__Challenge__: Reproduce the listing exactly, with no pictures in your copy.

__Dataset content__:
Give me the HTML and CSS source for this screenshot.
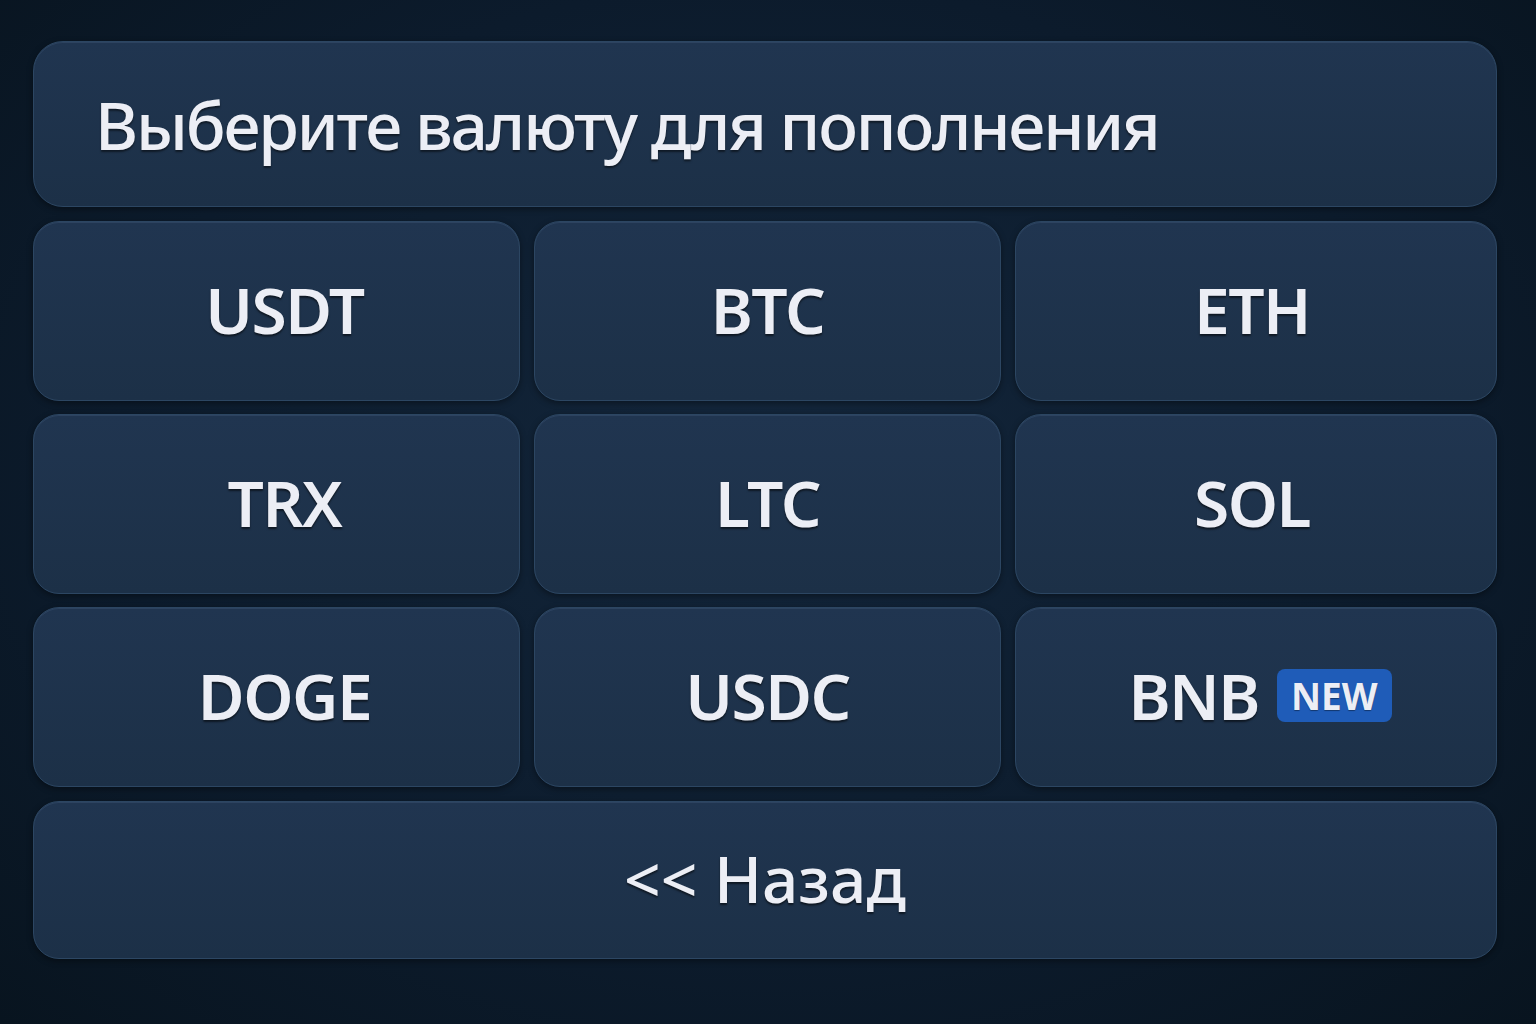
FILE: index.html
```html
<!DOCTYPE html>
<html>
<head>
    <title>Пополнение</title>
    <link rel="stylesheet" href="styles.css">
</head>
<body>
    <div class="menu">
        <div class="menu-title">Выберите валюту для пополнения</div>
        <div class="currency-grid">
            <button class="key">USDT</button>
            <button class="key">BTC</button>
            <button class="key">ETH</button>
            <button class="key">TRX</button>
            <button class="key">LTC</button>
            <button class="key">SOL</button>
            <button class="key">DOGE</button>
            <button class="key">USDC</button>
            <button class="key key-new">BNB <span class="badge">NEW</span></button>
        </div>
        <button class="key back">&lt;&lt; Назад</button>
    </div>
</body>
</html>
```

FILE: styles.css
```css
html, body {
    margin: 0;
    height: 100%;
}
body {
    background: radial-gradient(ellipse at 50% 45%, #13263b 0%, #0c1b2c 60%, #08141f 100%);
    font-family: "Noto Sans", "Open Sans", sans-serif;
    color: #eceef5;
}
.menu {
    padding: 41px 39px 0 33px;
    display: flex;
    flex-direction: column;
    gap: 14px;
}
.menu-title {
    height: 166px;
    box-sizing: border-box;
    padding-left: 61px;
    display: flex;
    align-items: center;
    font-size: 66px;
    font-weight: 500;
    letter-spacing: -2.2px;
    background: linear-gradient(180deg, #203550 0%, #1c3047 100%);
    border: 1px solid #2c4662;
    border-radius: 30px;
    box-shadow: inset 0 1px 0 rgba(120, 150, 190, 0.15), 0 2px 6px rgba(0, 0, 0, 0.4);
    text-shadow: 0 2px 2px rgba(0, 0, 0, 0.5);
}
.currency-grid {
    display: grid;
    grid-template-columns: 487fr 467fr 482fr;
    grid-auto-rows: 180px;
    gap: 13px 14px;
}
.key {
    font-family: inherit;
    color: inherit;
    font-size: 64px;
    font-weight: 600;
    letter-spacing: -1.5px;
    background: linear-gradient(180deg, #203550 0%, #1c3047 100%);
    border: 1px solid #2c4662;
    border-radius: 26px;
    box-shadow: inset 0 1px 0 rgba(120, 150, 190, 0.15), 0 2px 6px rgba(0, 0, 0, 0.4);
    text-shadow: 0 2px 2px rgba(0, 0, 0, 0.55);
    display: flex;
    align-items: center;
    justify-content: center;
    gap: 18px;
    padding: 0 0 4px;
    cursor: pointer;
}
.currency-grid .key:nth-child(3n+1) {
    padding-left: 16px;
}
.currency-grid .key:nth-child(3n) {
    padding-right: 8px;
}
.currency-grid .key-new {
    padding-right: 0;
    padding-left: 16px;
}
.back {
    height: 158px;
    font-weight: 500;
    letter-spacing: 0;
}
.badge {
    background: #1f5cb8;
    border-radius: 8px;
    font-size: 37px;
    font-weight: 700;
    letter-spacing: 0;
    padding: 0 14px;
    height: 53px;
    display: inline-flex;
    align-items: center;
    text-shadow: 0 1px 1px rgba(0, 0, 0, 0.4);
}
```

__Result for this exercise__:
Give me the HTML and CSS source for this screenshot.
FILE: index.html
```html
<!DOCTYPE html>
<html>
<head>
    <title>Пополнение</title>
    <link rel="stylesheet" href="styles.css">
</head>
<body>
    <div class="menu">
        <div class="menu-title">Выберите валюту для пополнения</div>
        <div class="currency-grid">
            <button class="key">USDT</button>
            <button class="key">BTC</button>
            <button class="key">ETH</button>
            <button class="key">TRX</button>
            <button class="key">LTC</button>
            <button class="key">SOL</button>
            <button class="key">DOGE</button>
            <button class="key">USDC</button>
            <button class="key key-new">BNB <span class="badge">NEW</span></button>
        </div>
        <button class="key back">&lt;&lt; Назад</button>
    </div>
</body>
</html>
```

FILE: styles.css
```css
html, body {
    margin: 0;
    height: 100%;
}
body {
    background: radial-gradient(ellipse at 50% 45%, #13263b 0%, #0c1b2c 60%, #08141f 100%);
    font-family: "Noto Sans", "Open Sans", sans-serif;
    color: #eceef5;
}
.menu {
    padding: 41px 39px 0 33px;
    display: flex;
    flex-direction: column;
    gap: 14px;
}
.menu-title {
    height: 166px;
    box-sizing: border-box;
    padding-left: 61px;
    display: flex;
    align-items: center;
    font-size: 66px;
    font-weight: 500;
    letter-spacing: -2.2px;
    background: linear-gradient(180deg, #203550 0%, #1c3047 100%);
    border: 1px solid #2c4662;
    border-radius: 30px;
    box-shadow: inset 0 1px 0 rgba(120, 150, 190, 0.15), 0 2px 6px rgba(0, 0, 0, 0.4);
    text-shadow: 0 2px 2px rgba(0, 0, 0, 0.5);
}
.currency-grid {
    display: grid;
    grid-template-columns: 487fr 467fr 482fr;
    grid-auto-rows: 180px;
    gap: 13px 14px;
}
.key {
    font-family: inherit;
    color: inherit;
    font-size: 64px;
    font-weight: 600;
    letter-spacing: -1.5px;
    background: linear-gradient(180deg, #203550 0%, #1c3047 100%);
    border: 1px solid #2c4662;
    border-radius: 26px;
    box-shadow: inset 0 1px 0 rgba(120, 150, 190, 0.15), 0 2px 6px rgba(0, 0, 0, 0.4);
    text-shadow: 0 2px 2px rgba(0, 0, 0, 0.55);
    display: flex;
    align-items: center;
    justify-content: center;
    gap: 18px;
    padding: 0 0 4px;
    cursor: pointer;
}
.currency-grid .key:nth-child(3n+1) {
    padding-left: 16px;
}
.currency-grid .key:nth-child(3n) {
    padding-right: 8px;
}
.currency-grid .key-new {
    padding-right: 0;
    padding-left: 16px;
}
.back {
    height: 158px;
    font-weight: 500;
    letter-spacing: 0;
}
.badge {
    background: #1f5cb8;
    border-radius: 8px;
    font-size: 37px;
    font-weight: 700;
    letter-spacing: 0;
    padding: 0 14px;
    height: 53px;
    display: inline-flex;
    align-items: center;
    text-shadow: 0 1px 1px rgba(0, 0, 0, 0.4);
}
```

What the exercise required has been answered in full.